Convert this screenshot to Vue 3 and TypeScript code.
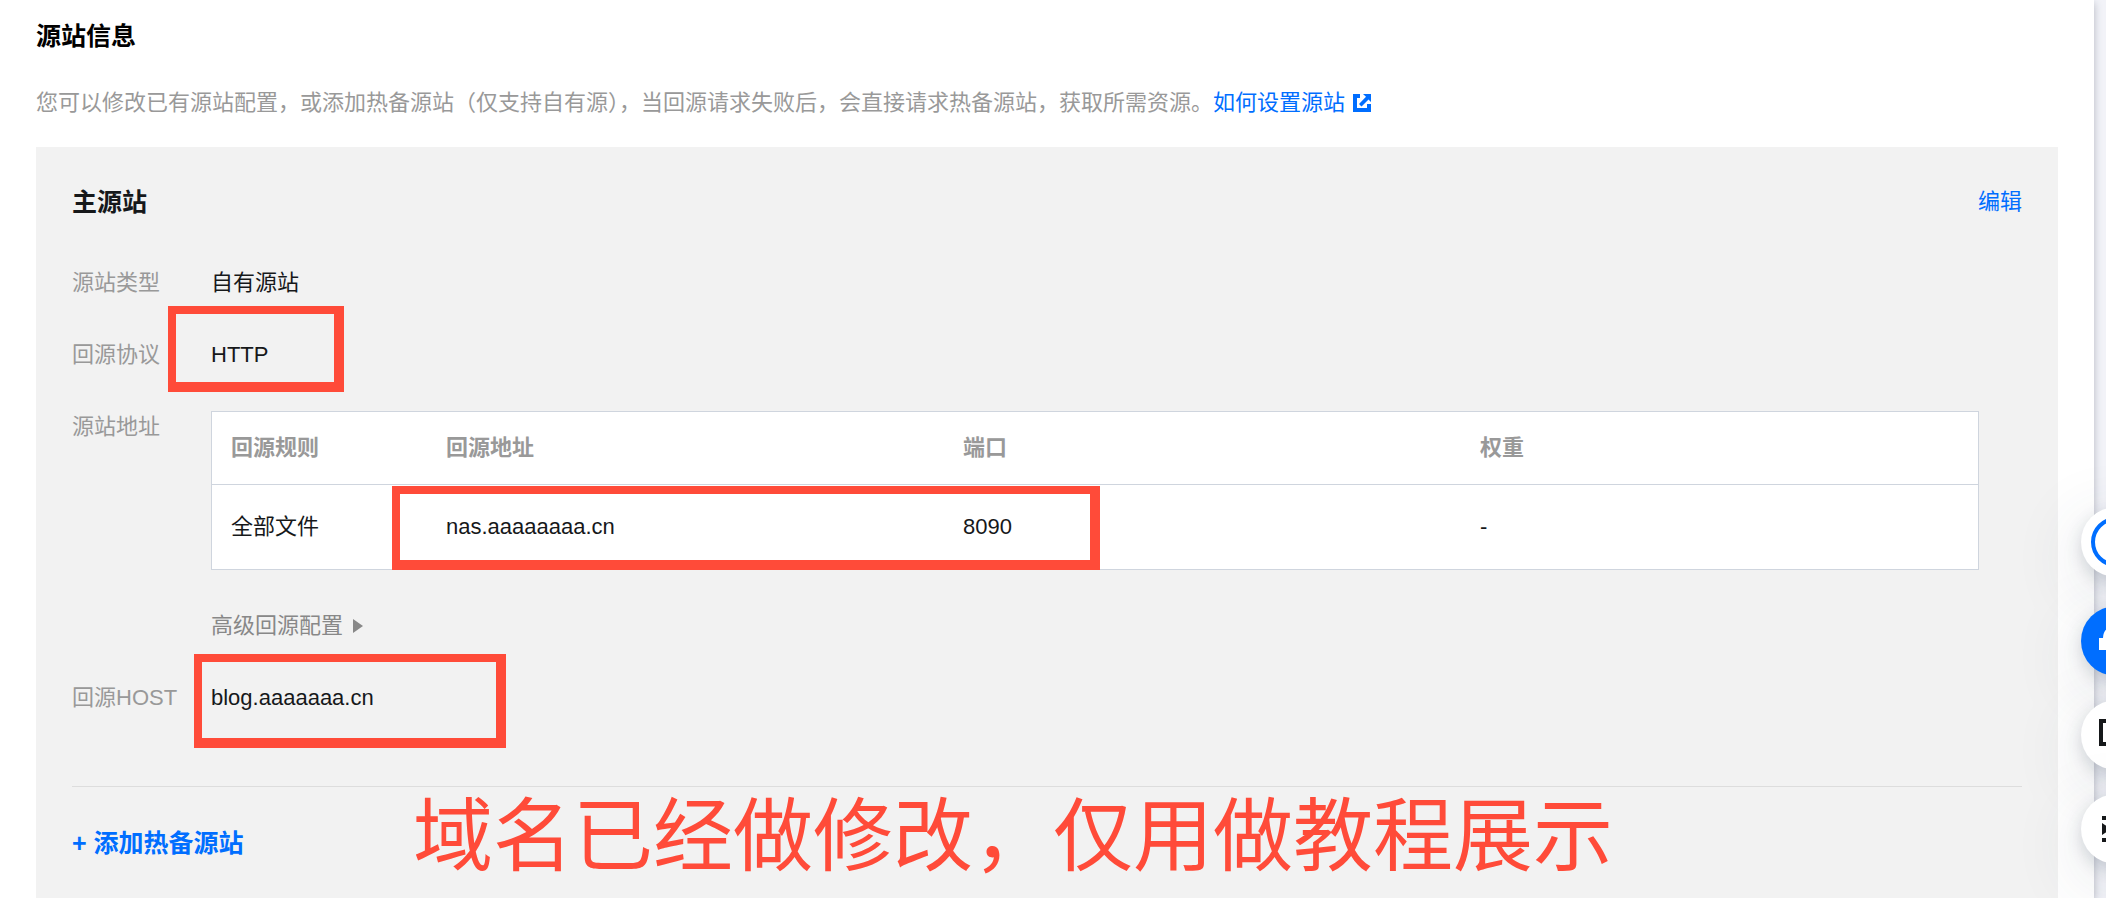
<script setup lang="ts">
interface OriginRule {
  rule: string
  address: string
  port: string
  weight: string
}

const columns: string[] = ['回源规则', '回源地址', '端口', '权重']
const rules: OriginRule[] = [
  { rule: '全部文件', address: 'nas.aaaaaaaa.cn', port: '8090', weight: '-' },
]
</script>

<template>
  <div class="page">
    <main class="card">
      <h2 class="title">源站信息</h2>
      <p class="desc">
        您可以修改已有源站配置，或添加热备源站（仅支持自有源），当回源请求失败后，会直接请求热备源站，获取所需资源。<a class="help" href="#">如何设置源站<svg class="ext" viewBox="0 0 18 18" aria-hidden="true"><path d="M0 0H7V4H4V14H14V10H18V18H0ZM10 0H18V8L15.500 5.500L8.500 12.500L6 10L13 2.800Z" fill="currentColor" /></svg></a>
      </p>

      <section class="panel">
        <header class="panel-head">
          <h3 class="title">主源站</h3>
          <a class="edit" href="#">编辑</a>
        </header>

        <dl class="form">
          <div class="row">
            <dt>源站类型</dt>
            <dd>自有源站</dd>
          </div>
          <div class="row">
            <dt>回源协议</dt>
            <dd>HTTP<span class="mark mark-protocol"></span></dd>
          </div>
          <div class="row">
            <dt>源站地址</dt>
            <dd>
              <div class="table-box">
                <table>
                  <thead>
                    <tr>
                      <th v-for="c in columns" :key="c" scope="col">{{ c }}</th>
                    </tr>
                  </thead>
                  <tbody>
                    <tr v-for="r in rules" :key="r.address">
                      <td>{{ r.rule }}</td>
                      <td>{{ r.address }}</td>
                      <td>{{ r.port }}</td>
                      <td>{{ r.weight }}</td>
                    </tr>
                  </tbody>
                </table>
                <span class="mark mark-address"></span>
              </div>
              <button class="advanced" type="button">高级回源配置<span class="caret"></span></button>
            </dd>
          </div>
          <div class="row">
            <dt>回源HOST</dt>
            <dd>blog.aaaaaaa.cn<span class="mark mark-host"></span></dd>
          </div>
        </dl>

        <footer class="panel-foot">
          <button class="add" type="button">+ 添加热备源站</button>
          <p class="note">域名已经做修改，仅用做教程展示</p>
        </footer>
      </section>
    </main>

    <aside class="floats">
      <button class="float first" type="button" aria-label="助手">
        <svg viewBox="0 0 70 70"><circle cx="35" cy="35" r="23" fill="none" stroke="#006eff" stroke-width="4" /></svg>
      </button>
      <button class="float blue" type="button" aria-label="客服">
        <svg viewBox="0 0 70 70"><path d="M18 44V32h4a13 13 0 0 1 26 0h4v12z" fill="#fff" /></svg>
      </button>
      <button class="float" type="button" aria-label="文档">
        <svg viewBox="0 0 70 70"><path d="M20 21h30v23H20z" fill="none" stroke="#16181a" stroke-width="4" /></svg>
      </button>
      <button class="float" type="button" aria-label="菜单">
        <svg viewBox="0 0 70 70"><path d="M21 22h28v4H21zM21 44h28v4H21zM21 29l9 6-9 6zM34 33h15v4H34z" fill="#16181a" /></svg>
      </button>
    </aside>
  </div>
</template>

<style>
body {
  margin: 0;
  background: #f2f3f8;
}
</style>

<style scoped>
.page {
  box-sizing: border-box;
  min-height: 100vh;
  padding-right: 12px;
  overflow: hidden;
  background: #f2f3f8;
  color: #16181a;
  font: 22px/32px "Liberation Sans", "Noto Sans CJK SC", sans-serif;
}
.card {
  box-sizing: border-box;
  min-height: 100vh;
  padding: 20px 36px 0;
  background: #fff;
  box-shadow: 0 3px 8px rgba(54, 58, 80, 0.32);
}
.title {
  margin: 0;
  font-size: 25px;
  line-height: 32px;
  font-weight: 700;
}
.card > .title {
  color: #000;
}
.desc {
  margin: 35px 0 28px;
  color: #999;
}
a {
  color: #006eff;
  text-decoration: none;
}
.ext {
  width: 18px;
  height: 18px;
  margin-left: 8px;
  vertical-align: -2px;
}
.panel {
  box-sizing: border-box;
  min-height: calc(100vh - 147px);
  padding: 39px 36px 24px;
  background: #f2f2f2;
}
.panel-head {
  display: flex;
  justify-content: space-between;
  align-items: center;
}
.form {
  margin: 49px 0 72px;
  display: flex;
  flex-direction: column;
  gap: 40px;
}
.row {
  display: flex;
}
dt {
  flex: 0 0 139px;
  color: #999;
}
dd {
  position: relative;
  flex: 1;
  margin: 0;
}
.table-box {
  position: relative;
  margin-right: 43px;
}
table {
  width: 100%;
  table-layout: fixed;
  border-collapse: separate;
  border-spacing: 0;
  border: 1px solid #cfd5de;
  background: #fff;
}
th,
td {
  padding: 20px 19px;
  text-align: left;
}
th {
  color: #999;
  font-weight: 700;
  border-bottom: 1px solid #cfd5de;
}
th:first-child {
  width: 177px;
}
td {
  padding: 26px 19px;
}
button {
  padding: 0;
  border: 0;
  background: none;
  font: inherit;
  cursor: pointer;
}
.advanced {
  display: flex;
  align-items: center;
  gap: 10px;
  margin-top: 40px;
  color: #888;
}
.caret {
  border-left: 10px solid #888;
  border-top: 7px solid transparent;
  border-bottom: 7px solid transparent;
}
.panel-foot {
  position: relative;
  display: flex;
  padding-top: 40px;
  border-top: 1px solid #ddd;
}
.add {
  color: #006eff;
  font-size: 25px;
  font-weight: 700;
}
.note {
  position: absolute;
  left: 341px;
  top: -8px;
  margin: 0;
  color: #ff4b39;
  font-size: 80px;
  line-height: 116px;
  white-space: nowrap;
}
.mark {
  position: absolute;
  box-sizing: border-box;
  border: solid #ff4b39;
  border-width: 8px 10px 10px 8px;
}
.mark-protocol {
  left: -43px;
  top: -33px;
  width: 176px;
  height: 86px;
}
.mark-address {
  left: 181px;
  top: 75px;
  width: 708px;
  height: 84px;
}
.mark-host {
  left: -17px;
  top: -28px;
  width: 312px;
  height: 94px;
}
.floats {
  position: fixed;
  right: -45px;
  top: 507px;
  display: flex;
  flex-direction: column;
  gap: 24px;
}
.float {
  position: relative;
  width: 70px;
  height: 70px;
  border-radius: 50%;
  background: #fff;
  box-shadow: 0 6px 16px rgba(54, 68, 90, 0.2), 0 16px 72px rgba(54, 68, 90, 0.16);
}
.first {
  margin-bottom: 5px;
}
.blue {
  background: #006eff;
}
.float svg {
  display: block;
}
</style>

**Exercise requirements**
Return the whole listing, word for word, and leave out every picture.

**Task response**
Convert this screenshot to Vue 3 and TypeScript code.
<script setup lang="ts">
interface OriginRule {
  rule: string
  address: string
  port: string
  weight: string
}

const columns: string[] = ['回源规则', '回源地址', '端口', '权重']
const rules: OriginRule[] = [
  { rule: '全部文件', address: 'nas.aaaaaaaa.cn', port: '8090', weight: '-' },
]
</script>

<template>
  <div class="page">
    <main class="card">
      <h2 class="title">源站信息</h2>
      <p class="desc">
        您可以修改已有源站配置，或添加热备源站（仅支持自有源），当回源请求失败后，会直接请求热备源站，获取所需资源。<a class="help" href="#">如何设置源站<svg class="ext" viewBox="0 0 18 18" aria-hidden="true"><path d="M0 0H7V4H4V14H14V10H18V18H0ZM10 0H18V8L15.500 5.500L8.500 12.500L6 10L13 2.800Z" fill="currentColor" /></svg></a>
      </p>

      <section class="panel">
        <header class="panel-head">
          <h3 class="title">主源站</h3>
          <a class="edit" href="#">编辑</a>
        </header>

        <dl class="form">
          <div class="row">
            <dt>源站类型</dt>
            <dd>自有源站</dd>
          </div>
          <div class="row">
            <dt>回源协议</dt>
            <dd>HTTP<span class="mark mark-protocol"></span></dd>
          </div>
          <div class="row">
            <dt>源站地址</dt>
            <dd>
              <div class="table-box">
                <table>
                  <thead>
                    <tr>
                      <th v-for="c in columns" :key="c" scope="col">{{ c }}</th>
                    </tr>
                  </thead>
                  <tbody>
                    <tr v-for="r in rules" :key="r.address">
                      <td>{{ r.rule }}</td>
                      <td>{{ r.address }}</td>
                      <td>{{ r.port }}</td>
                      <td>{{ r.weight }}</td>
                    </tr>
                  </tbody>
                </table>
                <span class="mark mark-address"></span>
              </div>
              <button class="advanced" type="button">高级回源配置<span class="caret"></span></button>
            </dd>
          </div>
          <div class="row">
            <dt>回源HOST</dt>
            <dd>blog.aaaaaaa.cn<span class="mark mark-host"></span></dd>
          </div>
        </dl>

        <footer class="panel-foot">
          <button class="add" type="button">+ 添加热备源站</button>
          <p class="note">域名已经做修改，仅用做教程展示</p>
        </footer>
      </section>
    </main>

    <aside class="floats">
      <button class="float first" type="button" aria-label="助手">
        <svg viewBox="0 0 70 70"><circle cx="35" cy="35" r="23" fill="none" stroke="#006eff" stroke-width="4" /></svg>
      </button>
      <button class="float blue" type="button" aria-label="客服">
        <svg viewBox="0 0 70 70"><path d="M18 44V32h4a13 13 0 0 1 26 0h4v12z" fill="#fff" /></svg>
      </button>
      <button class="float" type="button" aria-label="文档">
        <svg viewBox="0 0 70 70"><path d="M20 21h30v23H20z" fill="none" stroke="#16181a" stroke-width="4" /></svg>
      </button>
      <button class="float" type="button" aria-label="菜单">
        <svg viewBox="0 0 70 70"><path d="M21 22h28v4H21zM21 44h28v4H21zM21 29l9 6-9 6zM34 33h15v4H34z" fill="#16181a" /></svg>
      </button>
    </aside>
  </div>
</template>

<style>
body {
  margin: 0;
  background: #f2f3f8;
}
</style>

<style scoped>
.page {
  box-sizing: border-box;
  min-height: 100vh;
  padding-right: 12px;
  overflow: hidden;
  background: #f2f3f8;
  color: #16181a;
  font: 22px/32px "Liberation Sans", "Noto Sans CJK SC", sans-serif;
}
.card {
  box-sizing: border-box;
  min-height: 100vh;
  padding: 20px 36px 0;
  background: #fff;
  box-shadow: 0 3px 8px rgba(54, 58, 80, 0.32);
}
.title {
  margin: 0;
  font-size: 25px;
  line-height: 32px;
  font-weight: 700;
}
.card > .title {
  color: #000;
}
.desc {
  margin: 35px 0 28px;
  color: #999;
}
a {
  color: #006eff;
  text-decoration: none;
}
.ext {
  width: 18px;
  height: 18px;
  margin-left: 8px;
  vertical-align: -2px;
}
.panel {
  box-sizing: border-box;
  min-height: calc(100vh - 147px);
  padding: 39px 36px 24px;
  background: #f2f2f2;
}
.panel-head {
  display: flex;
  justify-content: space-between;
  align-items: center;
}
.form {
  margin: 49px 0 72px;
  display: flex;
  flex-direction: column;
  gap: 40px;
}
.row {
  display: flex;
}
dt {
  flex: 0 0 139px;
  color: #999;
}
dd {
  position: relative;
  flex: 1;
  margin: 0;
}
.table-box {
  position: relative;
  margin-right: 43px;
}
table {
  width: 100%;
  table-layout: fixed;
  border-collapse: separate;
  border-spacing: 0;
  border: 1px solid #cfd5de;
  background: #fff;
}
th,
td {
  padding: 20px 19px;
  text-align: left;
}
th {
  color: #999;
  font-weight: 700;
  border-bottom: 1px solid #cfd5de;
}
th:first-child {
  width: 177px;
}
td {
  padding: 26px 19px;
}
button {
  padding: 0;
  border: 0;
  background: none;
  font: inherit;
  cursor: pointer;
}
.advanced {
  display: flex;
  align-items: center;
  gap: 10px;
  margin-top: 40px;
  color: #888;
}
.caret {
  border-left: 10px solid #888;
  border-top: 7px solid transparent;
  border-bottom: 7px solid transparent;
}
.panel-foot {
  position: relative;
  display: flex;
  padding-top: 40px;
  border-top: 1px solid #ddd;
}
.add {
  color: #006eff;
  font-size: 25px;
  font-weight: 700;
}
.note {
  position: absolute;
  left: 341px;
  top: -8px;
  margin: 0;
  color: #ff4b39;
  font-size: 80px;
  line-height: 116px;
  white-space: nowrap;
}
.mark {
  position: absolute;
  box-sizing: border-box;
  border: solid #ff4b39;
  border-width: 8px 10px 10px 8px;
}
.mark-protocol {
  left: -43px;
  top: -33px;
  width: 176px;
  height: 86px;
}
.mark-address {
  left: 181px;
  top: 75px;
  width: 708px;
  height: 84px;
}
.mark-host {
  left: -17px;
  top: -28px;
  width: 312px;
  height: 94px;
}
.floats {
  position: fixed;
  right: -45px;
  top: 507px;
  display: flex;
  flex-direction: column;
  gap: 24px;
}
.float {
  position: relative;
  width: 70px;
  height: 70px;
  border-radius: 50%;
  background: #fff;
  box-shadow: 0 6px 16px rgba(54, 68, 90, 0.2), 0 16px 72px rgba(54, 68, 90, 0.16);
}
.first {
  margin-bottom: 5px;
}
.blue {
  background: #006eff;
}
.float svg {
  display: block;
}
</style>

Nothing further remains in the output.